Septembre 1961. Depuis le pont du bateau sur lequel elle a embarqué, Ruth tourne le dos à son île natale, la République dominicaine. En ligne de mire : New York, l’université, un stage au Times. Une nouvelle vie… Elle n’en doute pas, bientôt elle sera journaliste comme l’était son père, Wilhelm.
Ruth devient très vite une véritable New-Yorkaise et vit au rythme du rock, de l’amitié et des amours. Des bouleversements du temps aussi : l’assassinat de Kennedy, la marche pour les droits civiques, les frémissements de la contre culture, l’opposition de la jeunesse à la guerre du Viêt Nam…
Mais Ruth, qui a laissé derrière elle les siens dans un pays gangrené par la dictature où la guerre civile fait rage, s’interroge et se cherche. Qui est- elle vraiment ? Dominicaine, née de parents juifs autrichiens ? Américaine d’adoption ? Où va-t-elle construire sa vie, elle dont les parents ont dû tout fuir et réinventer leur existence ? Trouvera-t-elle la réponse en Israël où vit Svenja, sa marraine ?

 

« Je partais.
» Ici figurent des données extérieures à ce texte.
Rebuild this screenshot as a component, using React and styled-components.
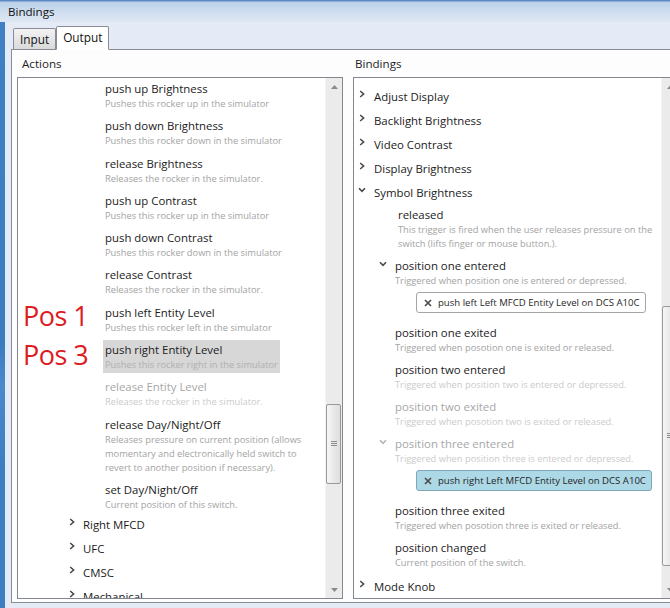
import React from "react";
import styled, { createGlobalStyle } from "styled-components";

const GlobalStyle = createGlobalStyle`
  html, body {
    margin: 0;
    padding: 0;
    background: #e3eaf5;
  }
  * {
    box-sizing: border-box;
  }
`;

const Window = styled.div`
  width: 670px;
  height: 608px;
  overflow: hidden;
  display: flex;
  flex-direction: column;
  font-family: "Open Sans", "Noto Sans", sans-serif;
  color: #1b1b1b;
`;

const TitleBar = styled.div`
  height: 22px;
  flex: none;
  padding-left: 8px;
  font-size: 11.6px;
  line-height: 24px;
  color: #111;
  background: linear-gradient(
    #5d8ac0 0,
    #5d8ac0 1px,
    #b9cfe9 2px,
    #cddcef 11px,
    #dfe8f4 22px
  );
`;

const Body = styled.div`
  flex: 1;
  display: flex;
  min-height: 0;
`;

const FrameEdge = styled.div`
  width: 5px;
  flex: none;
  background: linear-gradient(#3f7fc4, #3b7bc0 55%, #4a8acb 62%, #3d7ec2 75%);
`;

const Client = styled.div`
  flex: 1;
  display: flex;
  flex-direction: column;
  background: #e4ebf6;
  min-width: 0;
`;

const TabStrip = styled.div`
  height: 28px;
  flex: none;
  display: flex;
  align-items: flex-end;
  padding-left: 8px;
  margin-bottom: -1px;
  position: relative;
  z-index: 1;
`;

const Tab = styled.div`
  height: ${(p) => (p.$active ? "24px" : "21px")};
  padding: 0 6px;
  margin-bottom: ${(p) => (p.$active ? "0" : "1px")};
  border: 1px solid #898c95;
  border-bottom: ${(p) => (p.$active ? "1px solid #fff" : "none")};
  border-radius: 2px 2px 0 0;
  background: ${(p) =>
    p.$active ? "#fff" : "linear-gradient(#f3f3f3, #e6e6e6 50%, #d9d9d9)"};
  font-size: 11.8px;
  line-height: 20px;
  color: #111;
`;

const TabPanel = styled.div`
  height: 554px;
  flex: none;
  margin-left: 6px;
  border: 1px solid #898c95;
  border-right: none;
  background: #fdfdfd;
  padding-left: 5px;
  display: grid;
  grid-template-columns: 326px 326px;
  column-gap: 10px;
`;

const Column = styled.div`
  display: flex;
  flex-direction: column;
  min-width: 0;
`;

const SectionLabel = styled.div`
  height: 27px;
  padding: 6px 0 0 ${(p) => p.$indent}px;
  font-size: 11.6px;
  line-height: 16px;
  color: #1e1e1e;
`;

const ListBox = styled.div`
  height: 522px;
  border: 1px solid #828790;
  background: #fff;
  display: flex;
  position: relative;
`;

const ListContent = styled.div`
  flex: 1;
  min-width: 0;
  overflow: hidden;
  display: flex;
  flex-direction: column;
  padding-top: ${(p) => p.$top}px;
`;

const ScrollTrack = styled.div`
  width: 17px;
  flex: none;
  display: flex;
  flex-direction: column;
  background: #ebebeb;
  border-left: 1px solid #f4f4f4;
`;

const ScrollButton = styled.div`
  height: 17px;
  flex: none;
  display: flex;
  align-items: center;
  justify-content: center;
`;

const ScrollGap = styled.div`
  flex: ${(p) => (p.$fill ? 1 : "none")};
`;

const Thumb = styled.div`
  flex: none;
  margin: 0 1px 0 0;
  border: 1px solid #999;
  border-radius: 2px;
  background: linear-gradient(90deg, #f6f6f6, #e9e9e9 50%, #dedede);
  display: flex;
  align-items: center;
  justify-content: center;
`;

const ActionGroup = styled.div`
  display: flex;
  flex-direction: column;
  align-items: flex-start;
  gap: 4.3px;
  padding: 1px 0 0 85px;
`;

const ActionItem = styled.div`
  padding: 2px 2px 1px;
  background: ${(p) => (p.$selected ? "#d7d7d7" : "transparent")};
  display: flex;
  flex-direction: column;
`;

const Title = styled.div`
  font-size: 11.4px;
  line-height: 16px;
  white-space: nowrap;
  color: ${(p) => (p.$faded ? "#a7a7a7" : "#1b1b1b")};
`;

const Desc = styled.div`
  font-size: 9.3px;
  line-height: 14px;
  white-space: nowrap;
  color: ${(p) => (p.$faded ? "#cbcbcb" : p.$onSelected ? "#b0b0b0" : "#a3a3a3")};
`;

const TreeHeader = styled.div`
  height: 24px;
  flex: none;
  display: flex;
  align-items: center;
  padding-left: ${(p) => p.$indent}px;
  font-size: 11.4px;
  white-space: nowrap;
  color: #1b1b1b;
`;

const Chevron = styled.span`
  width: ${(p) => p.$slot}px;
  flex: none;
  display: flex;
  align-items: center;
  margin-top: -5px;
`;

const ChildList = styled.div`
  display: flex;
  flex-direction: column;
  gap: 7.3px;
  margin-top: 3px;
  margin-bottom: 4px;
`;

const ChildItem = styled.div`
  display: flex;
  flex-direction: column;
  align-items: flex-start;
`;

const ChildRow = styled.div`
  display: flex;
  padding-left: 23px;
`;

const ChildText = styled.div`
  display: flex;
  flex-direction: column;
  padding-left: ${(p) => p.$shift}px;
`;

const ChevronSlot = styled.span`
  width: 18px;
  height: 16px;
  flex: none;
  display: flex;
  align-items: flex-start;
  padding: 3px 0 0 2px;
`;

const Chip = styled.div`
  margin: 4px 0 4px 62px;
  height: 21px;
  display: flex;
  align-items: center;
  gap: 6px;
  padding: 0 5px 0 7px;
  border: 1px solid ${(p) => (p.$selected ? "#7fa7ba" : "#a5a5a5")};
  border-radius: 3px;
  background: ${(p) => (p.$selected ? "#add8e6" : "#fff")};
  font-size: 9.6px;
  white-space: nowrap;
  color: #1f1f1f;
`;

const Annotation = styled.div`
  position: absolute;
  left: 5px;
  top: ${(p) => p.$top}px;
  font-size: 27px;
  line-height: 30px;
  letter-spacing: -0.5px;
  color: #dc1c1f;
  pointer-events: none;
`;

const RightArrow = ({ color = "#4a4a4a" }) => (
  <svg width="6" height="8" viewBox="0 0 6 8">
    <polyline points="1.2,1 4.6,4 1.2,7" fill="none" stroke={color} strokeWidth="1.6" />
  </svg>
);

const DownArrow = ({ color = "#4a4a4a" }) => (
  <svg width="8" height="6" viewBox="0 0 8 6">
    <polyline points="1,1.2 4,4.4 7,1.2" fill="none" stroke={color} strokeWidth="1.6" />
  </svg>
);

const CloseIcon = () => (
  <svg width="8" height="8" viewBox="0 0 8 8">
    <path d="M1 1 L7 7 M7 1 L1 7" stroke="#4d4d4d" strokeWidth="1.7" />
  </svg>
);

const Triangle = ({ up }) => (
  <svg width="7" height="4" viewBox="0 0 7 4">
    <polygon points={up ? "0,4 3.5,0 7,4" : "0,0 3.5,4 7,0"} fill="#8a8a8a" />
  </svg>
);

const Grip = () => (
  <svg width="6" height="6" viewBox="0 0 6 6">
    <path d="M0 0.5 H6 M0 2.5 H6 M0 4.5 H6" stroke="#8d8d8d" strokeWidth="1" />
  </svg>
);

const ScrollBar = ({ before, size }) => (
  <ScrollTrack>
    <ScrollButton>
      <Triangle up />
    </ScrollButton>
    <ScrollGap style={{ height: before }} />
    <Thumb style={{ height: size }}>
      <Grip />
    </Thumb>
    <ScrollGap $fill />
    <ScrollButton>
      <Triangle />
    </ScrollButton>
  </ScrollTrack>
);

const actions = [
  { title: "push up Brightness", desc: ["Pushes this rocker up in the simulator"] },
  { title: "push down Brightness", desc: ["Pushes this rocker down in the simulator"] },
  { title: "release Brightness", desc: ["Releases the rocker in the simulator."] },
  { title: "push up Contrast", desc: ["Pushes this rocker up in the simulator"] },
  { title: "push down Contrast", desc: ["Pushes this rocker down in the simulator"] },
  { title: "release Contrast", desc: ["Releases the rocker in the simulator."] },
  { title: "push left Entity Level", desc: ["Pushes this rocker left in the simulator"] },
  {
    title: "push right Entity Level",
    desc: ["Pushes this rocker right in the simulator"],
    selected: true,
  },
  { title: "release Entity Level", desc: ["Releases the rocker in the simulator."], faded: true },
  {
    title: "release Day/Night/Off",
    desc: [
      "Releases pressure on current position (allows",
      "momentary and electronically held switch to",
      "revert to another position if necessary).",
    ],
  },
  { title: "set Day/Night/Off", desc: ["Current position of this switch."] },
];

const devices = ["Right MFCD", "UFC", "CMSC", "Mechanical"];

const bindingGroups = [
  "Adjust Display",
  "Backlight Brightness",
  "Video Contrast",
  "Display Brightness",
];

const triggers = [
  {
    title: "released",
    shift: 3,
    desc: [
      "This trigger is fired when the user releases pressure on the",
      "switch (lifts finger or mouse button.).",
    ],
  },
  {
    title: "position one entered",
    desc: ["Triggered when position one is entered or depressed."],
    expanded: true,
    chip: { text: "push left Left MFCD Entity Level on DCS A10C" },
  },
  { title: "position one exited", desc: ["Triggered when posotion one is exited or released."] },
  {
    title: "position two entered",
    desc: ["Triggered when position two is entered or depressed."],
    descFaded: true,
  },
  {
    title: "position two exited",
    desc: ["Triggered when posotion two is exited or released."],
    faded: true,
  },
  {
    title: "position three entered",
    desc: ["Triggered when position three is entered or depressed."],
    faded: true,
    expanded: true,
    chip: { text: "push right Left MFCD Entity Level on DCS A10C", selected: true },
  },
  {
    title: "position three exited",
    desc: ["Triggered when posotion three is exited or released."],
  },
  { title: "position changed", desc: ["Current position of the switch."] },
];

const ActionsPanel = () => (
  <Column>
    <SectionLabel $indent={5}>Actions</SectionLabel>
    <ListBox>
      <ListContent $top={0}>
        <ActionGroup>
          {actions.map((a) => (
            <ActionItem key={a.title} $selected={a.selected}>
              <Title $faded={a.faded}>{a.title}</Title>
              {a.desc.map((line) => (
                <Desc key={line} $faded={a.faded} $onSelected={a.selected}>
                  {line}
                </Desc>
              ))}
            </ActionItem>
          ))}
        </ActionGroup>
        {devices.map((name) => (
          <TreeHeader key={name} $indent={51}>
            <Chevron $slot={14}>
              <RightArrow />
            </Chevron>
            {name}
          </TreeHeader>
        ))}
      </ListContent>
      <ScrollBar before={309} size={80} />
      <Annotation $top={223}>Pos 1</Annotation>
      <Annotation $top={262}>Pos 3</Annotation>
    </ListBox>
  </Column>
);

const BindingsPanel = () => (
  <Column>
    <SectionLabel $indent={2}>Bindings</SectionLabel>
    <ListBox>
      <ListContent $top={6}>
        {bindingGroups.map((name) => (
          <TreeHeader key={name} $indent={5}>
            <Chevron $slot={15}>
              <RightArrow />
            </Chevron>
            {name}
          </TreeHeader>
        ))}
        <TreeHeader $indent={4}>
          <Chevron $slot={16}>
            <DownArrow />
          </Chevron>
          Symbol Brightness
        </TreeHeader>
        <ChildList>
          {triggers.map((t) => (
            <ChildItem key={t.title}>
              <ChildRow>
                <ChevronSlot>
                  {t.expanded && <DownArrow color={t.faded ? "#b5b5b5" : "#4a4a4a"} />}
                </ChevronSlot>
                <ChildText $shift={t.shift || 0}>
                  <Title $faded={t.faded}>{t.title}</Title>
                  {t.desc.map((line) => (
                    <Desc key={line} $faded={t.faded || t.descFaded}>
                      {line}
                    </Desc>
                  ))}
                </ChildText>
              </ChildRow>
              {t.chip && (
                <Chip $selected={t.chip.selected}>
                  <CloseIcon />
                  {t.chip.text}
                </Chip>
              )}
            </ChildItem>
          ))}
        </ChildList>
        <TreeHeader $indent={5}>
          <Chevron $slot={15}>
            <RightArrow />
          </Chevron>
          Mode Knob
        </TreeHeader>
      </ListContent>
      <ScrollBar before={211} size={260} />
    </ListBox>
  </Column>
);

const App = () => (
  <>
    <GlobalStyle />
    <Window>
      <TitleBar>Bindings</TitleBar>
      <Body>
        <FrameEdge />
        <Client>
          <TabStrip>
            <Tab>Input</Tab>
            <Tab $active>Output</Tab>
          </TabStrip>
          <TabPanel>
            <ActionsPanel />
            <BindingsPanel />
          </TabPanel>
        </Client>
      </Body>
    </Window>
  </>
);

export default App;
C’était ce que je voulais et c’était un déchirement. J’étais là, seule, sur le pont d’un paquebot en partance. Sonnée par la mort idiote de mon père, j’avais pris la décision d’abandonner mes études, de quitter ma famille et me lancer dans l’inconnu. »

 

Trouver sa place…

Suite au décès accidentel de son père, Ruth peine à trouver sa place dans cette vie dominicaine qu’elle n’a pas choisie. En 1961, tout juste adulte, la jeune femme monte à bord du paquebot qui l’emmène droit vers New York où l’attend, elle en est persuadée, une grande carrière de journaliste. Elle y rejoint Nathan, son neveu adoré, et loge chez son oncle et sa tante.

Mais émigrer aux États-Unis en fait-elle une Américaine ? Qu’en est-il de ses racines autrichiennes, pays de naissance de ses parents ? Doit-elle partir en terre judaïque ? Mélangée parmi toutes ces cultures, Ruth se sent perdue.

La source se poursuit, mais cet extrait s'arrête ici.